● What is needed
Exclude images, then output the remaining data verbatim.

-- Start of Given material --

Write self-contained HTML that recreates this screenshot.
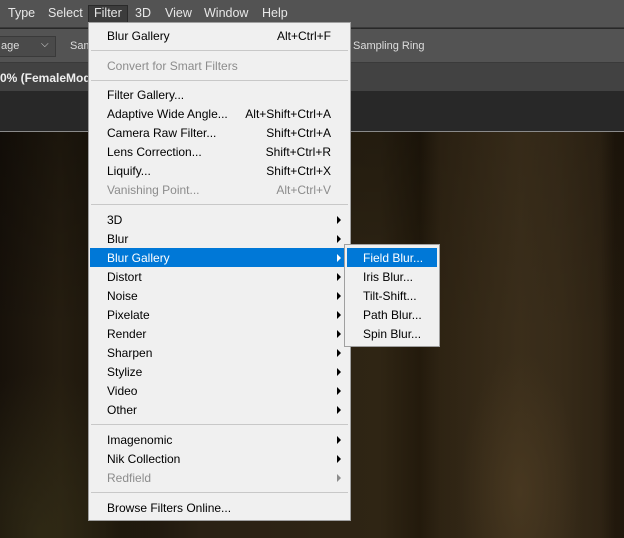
<!DOCTYPE html>
<html><head><style>
*{margin:0;padding:0;box-sizing:border-box}
body{width:624px;height:538px;overflow:hidden;position:relative;background:#282828;font-family:"Liberation Sans",sans-serif;font-size:12px}
.a{position:absolute;white-space:nowrap}
.mb{left:0;top:0;width:624px;height:28px;background:#535353;border-bottom:1px solid #3a3a3a}
.mb span{position:absolute;top:6px;color:#e8e8e8;font-size:12.5px}
.tb{left:0;top:29px;width:624px;height:34px;background:#535353;border-bottom:1px solid #3a3a3a}
.tab{left:0;top:63px;width:624px;height:28px;background:#424242}
.cv{left:0;top:131px;width:624px;height:407px;border-top:1px solid #8a8a8a;
background:
radial-gradient(ellipse 60px 140px at 520px 360px,rgba(80,62,36,.6),transparent),
linear-gradient(90deg,transparent 420px,rgba(55,43,25,.5) 440px,rgba(68,54,32,.6) 520px,rgba(55,43,25,.5) 600px,rgba(30,22,10,.3) 615px),
radial-gradient(ellipse 120px 160px at 40px 400px,rgba(55,50,25,.6),transparent),
radial-gradient(ellipse 90px 60px at 120px 520px,rgba(120,25,20,.6),transparent),
linear-gradient(180deg,rgba(0,0,0,.25),transparent 200px),
linear-gradient(90deg,#17110a 0,#251d10 60px,#19130a 120px,#2a2114 200px,#2f2514 380px,#231a0c 420px,#2e2314 560px,#21180c 624px)}
.m{left:88px;top:22px;width:263px;height:499px;background:#f0f0f0;border:1px solid #a0a0a0}
.it{position:absolute;left:18px;height:19px;line-height:21px;color:#000;font-size:12px;width:240px}
.it.d{color:#8c8c8c}
.it .k{position:absolute;right:16px;top:0}
.it .ar{position:absolute;right:6px;top:6px;width:0;height:0;border-left:4px solid #000;border-top:4px solid transparent;border-bottom:4px solid transparent}
.it.d .ar{border-left-color:#8c8c8c}
.sep{position:absolute;left:2px;width:257px;height:1px;background:#c8c8c8}
.hl{position:absolute;left:1px;top:225px;width:258px;height:19px;background:#0078d7}
.sm{left:344px;top:244px;width:96px;height:103px;background:#f0f0f0;border:1px solid #a0a0a0}
.sm div{position:absolute;left:18px;height:19px;line-height:21px;font-size:12px;color:#000}
</style></head><body>
<div class="a mb">
<span style="left:8px">Type</span><span style="left:48px">Select</span>
<div class="a" style="left:88px;top:5px;width:40px;height:18px;background:#3c3c3c;border:1px solid #2a2a2a"></div>
<span style="left:94px">Filter</span><span style="left:135px">3D</span><span style="left:165px">View</span><span style="left:204px">Window</span><span style="left:262px">Help</span>
</div>
<div class="a tb">
<div class="a" style="left:-2px;top:7px;width:58px;height:21px;border:1px solid #3a3a3a;background:#4a4a4a;color:#ddd;padding:3px 0 0 2px;font-size:11px">age<span style="position:absolute;left:42px;top:2px;font-size:10px">⌵</span></div>
<span class="a" style="left:70px;top:11px;color:#ddd;font-size:11px">Sam</span>
<span class="a" style="left:353px;top:11px;color:#ddd;font-size:11px">Sampling Ring</span>
</div>
<div class="a tab"><span class="a" style="left:0;top:8px;color:#eee;font-weight:bold;font-size:12px">0% (FemaleMode</span></div>
<div class="a cv"></div>
<div class="a m">
<div class="hl"></div>
<div class="it" style="top:3px">Blur Gallery<span class="k">Alt+Ctrl+F</span></div>
<div class="sep" style="top:27px"></div>
<div class="it d" style="top:33px">Convert for Smart Filters</div>
<div class="sep" style="top:57px"></div>
<div class="it" style="top:62px">Filter Gallery...</div>
<div class="it" style="top:81px">Adaptive Wide Angle...<span class="k">Alt+Shift+Ctrl+A</span></div>
<div class="it" style="top:100px">Camera Raw Filter...<span class="k">Shift+Ctrl+A</span></div>
<div class="it" style="top:119px">Lens Correction...<span class="k">Shift+Ctrl+R</span></div>
<div class="it" style="top:138px">Liquify...<span class="k">Shift+Ctrl+X</span></div>
<div class="it d" style="top:157px">Vanishing Point...<span class="k">Alt+Ctrl+V</span></div>
<div class="sep" style="top:181px"></div>
<div class="it" style="top:187px">3D<span class="ar"></span></div>
<div class="it" style="top:206px">Blur<span class="ar"></span></div>
<div class="it" style="top:225px;color:#fff">Blur Gallery<span class="ar" style="border-left-color:#fff"></span></div>
<div class="it" style="top:244px">Distort<span class="ar"></span></div>
<div class="it" style="top:263px">Noise<span class="ar"></span></div>
<div class="it" style="top:282px">Pixelate<span class="ar"></span></div>
<div class="it" style="top:301px">Render<span class="ar"></span></div>
<div class="it" style="top:320px">Sharpen<span class="ar"></span></div>
<div class="it" style="top:339px">Stylize<span class="ar"></span></div>
<div class="it" style="top:358px">Video<span class="ar"></span></div>
<div class="it" style="top:377px">Other<span class="ar"></span></div>
<div class="sep" style="top:401px"></div>
<div class="it" style="top:407px">Imagenomic<span class="ar"></span></div>
<div class="it" style="top:426px">Nik Collection<span class="ar"></span></div>
<div class="it d" style="top:445px">Redfield<span class="ar"></span></div>
<div class="sep" style="top:469px"></div>
<div class="it" style="top:475px">Browse Filters Online...</div>
</div>
<div class="a sm">
<div style="left:2px;top:3px;width:90px;background:#0078d7"></div>
<div style="top:3px;color:#fff">Field Blur...</div>
<div style="top:22px">Iris Blur...</div>
<div style="top:41px">Tilt-Shift...</div>
<div style="top:60px">Path Blur...</div>
<div style="top:79px">Spin Blur...</div>
</div>
</body></html>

-- End of Given material --

● Written response
Write self-contained HTML that recreates this screenshot.
<!DOCTYPE html>
<html><head><style>
*{margin:0;padding:0;box-sizing:border-box}
body{width:624px;height:538px;overflow:hidden;position:relative;background:#282828;font-family:"Liberation Sans",sans-serif;font-size:12px}
.a{position:absolute;white-space:nowrap}
.mb{left:0;top:0;width:624px;height:28px;background:#535353;border-bottom:1px solid #3a3a3a}
.mb span{position:absolute;top:6px;color:#e8e8e8;font-size:12.5px}
.tb{left:0;top:29px;width:624px;height:34px;background:#535353;border-bottom:1px solid #3a3a3a}
.tab{left:0;top:63px;width:624px;height:28px;background:#424242}
.cv{left:0;top:131px;width:624px;height:407px;border-top:1px solid #8a8a8a;
background:
radial-gradient(ellipse 60px 140px at 520px 360px,rgba(80,62,36,.6),transparent),
linear-gradient(90deg,transparent 420px,rgba(55,43,25,.5) 440px,rgba(68,54,32,.6) 520px,rgba(55,43,25,.5) 600px,rgba(30,22,10,.3) 615px),
radial-gradient(ellipse 120px 160px at 40px 400px,rgba(55,50,25,.6),transparent),
radial-gradient(ellipse 90px 60px at 120px 520px,rgba(120,25,20,.6),transparent),
linear-gradient(180deg,rgba(0,0,0,.25),transparent 200px),
linear-gradient(90deg,#17110a 0,#251d10 60px,#19130a 120px,#2a2114 200px,#2f2514 380px,#231a0c 420px,#2e2314 560px,#21180c 624px)}
.m{left:88px;top:22px;width:263px;height:499px;background:#f0f0f0;border:1px solid #a0a0a0}
.it{position:absolute;left:18px;height:19px;line-height:21px;color:#000;font-size:12px;width:240px}
.it.d{color:#8c8c8c}
.it .k{position:absolute;right:16px;top:0}
.it .ar{position:absolute;right:6px;top:6px;width:0;height:0;border-left:4px solid #000;border-top:4px solid transparent;border-bottom:4px solid transparent}
.it.d .ar{border-left-color:#8c8c8c}
.sep{position:absolute;left:2px;width:257px;height:1px;background:#c8c8c8}
.hl{position:absolute;left:1px;top:225px;width:258px;height:19px;background:#0078d7}
.sm{left:344px;top:244px;width:96px;height:103px;background:#f0f0f0;border:1px solid #a0a0a0}
.sm div{position:absolute;left:18px;height:19px;line-height:21px;font-size:12px;color:#000}
</style></head><body>
<div class="a mb">
<span style="left:8px">Type</span><span style="left:48px">Select</span>
<div class="a" style="left:88px;top:5px;width:40px;height:18px;background:#3c3c3c;border:1px solid #2a2a2a"></div>
<span style="left:94px">Filter</span><span style="left:135px">3D</span><span style="left:165px">View</span><span style="left:204px">Window</span><span style="left:262px">Help</span>
</div>
<div class="a tb">
<div class="a" style="left:-2px;top:7px;width:58px;height:21px;border:1px solid #3a3a3a;background:#4a4a4a;color:#ddd;padding:3px 0 0 2px;font-size:11px">age<span style="position:absolute;left:42px;top:2px;font-size:10px">⌵</span></div>
<span class="a" style="left:70px;top:11px;color:#ddd;font-size:11px">Sam</span>
<span class="a" style="left:353px;top:11px;color:#ddd;font-size:11px">Sampling Ring</span>
</div>
<div class="a tab"><span class="a" style="left:0;top:8px;color:#eee;font-weight:bold;font-size:12px">0% (FemaleMode</span></div>
<div class="a cv"></div>
<div class="a m">
<div class="hl"></div>
<div class="it" style="top:3px">Blur Gallery<span class="k">Alt+Ctrl+F</span></div>
<div class="sep" style="top:27px"></div>
<div class="it d" style="top:33px">Convert for Smart Filters</div>
<div class="sep" style="top:57px"></div>
<div class="it" style="top:62px">Filter Gallery...</div>
<div class="it" style="top:81px">Adaptive Wide Angle...<span class="k">Alt+Shift+Ctrl+A</span></div>
<div class="it" style="top:100px">Camera Raw Filter...<span class="k">Shift+Ctrl+A</span></div>
<div class="it" style="top:119px">Lens Correction...<span class="k">Shift+Ctrl+R</span></div>
<div class="it" style="top:138px">Liquify...<span class="k">Shift+Ctrl+X</span></div>
<div class="it d" style="top:157px">Vanishing Point...<span class="k">Alt+Ctrl+V</span></div>
<div class="sep" style="top:181px"></div>
<div class="it" style="top:187px">3D<span class="ar"></span></div>
<div class="it" style="top:206px">Blur<span class="ar"></span></div>
<div class="it" style="top:225px;color:#fff">Blur Gallery<span class="ar" style="border-left-color:#fff"></span></div>
<div class="it" style="top:244px">Distort<span class="ar"></span></div>
<div class="it" style="top:263px">Noise<span class="ar"></span></div>
<div class="it" style="top:282px">Pixelate<span class="ar"></span></div>
<div class="it" style="top:301px">Render<span class="ar"></span></div>
<div class="it" style="top:320px">Sharpen<span class="ar"></span></div>
<div class="it" style="top:339px">Stylize<span class="ar"></span></div>
<div class="it" style="top:358px">Video<span class="ar"></span></div>
<div class="it" style="top:377px">Other<span class="ar"></span></div>
<div class="sep" style="top:401px"></div>
<div class="it" style="top:407px">Imagenomic<span class="ar"></span></div>
<div class="it" style="top:426px">Nik Collection<span class="ar"></span></div>
<div class="it d" style="top:445px">Redfield<span class="ar"></span></div>
<div class="sep" style="top:469px"></div>
<div class="it" style="top:475px">Browse Filters Online...</div>
</div>
<div class="a sm">
<div style="left:2px;top:3px;width:90px;background:#0078d7"></div>
<div style="top:3px;color:#fff">Field Blur...</div>
<div style="top:22px">Iris Blur...</div>
<div style="top:41px">Tilt-Shift...</div>
<div style="top:60px">Path Blur...</div>
<div style="top:79px">Spin Blur...</div>
</div>
</body></html>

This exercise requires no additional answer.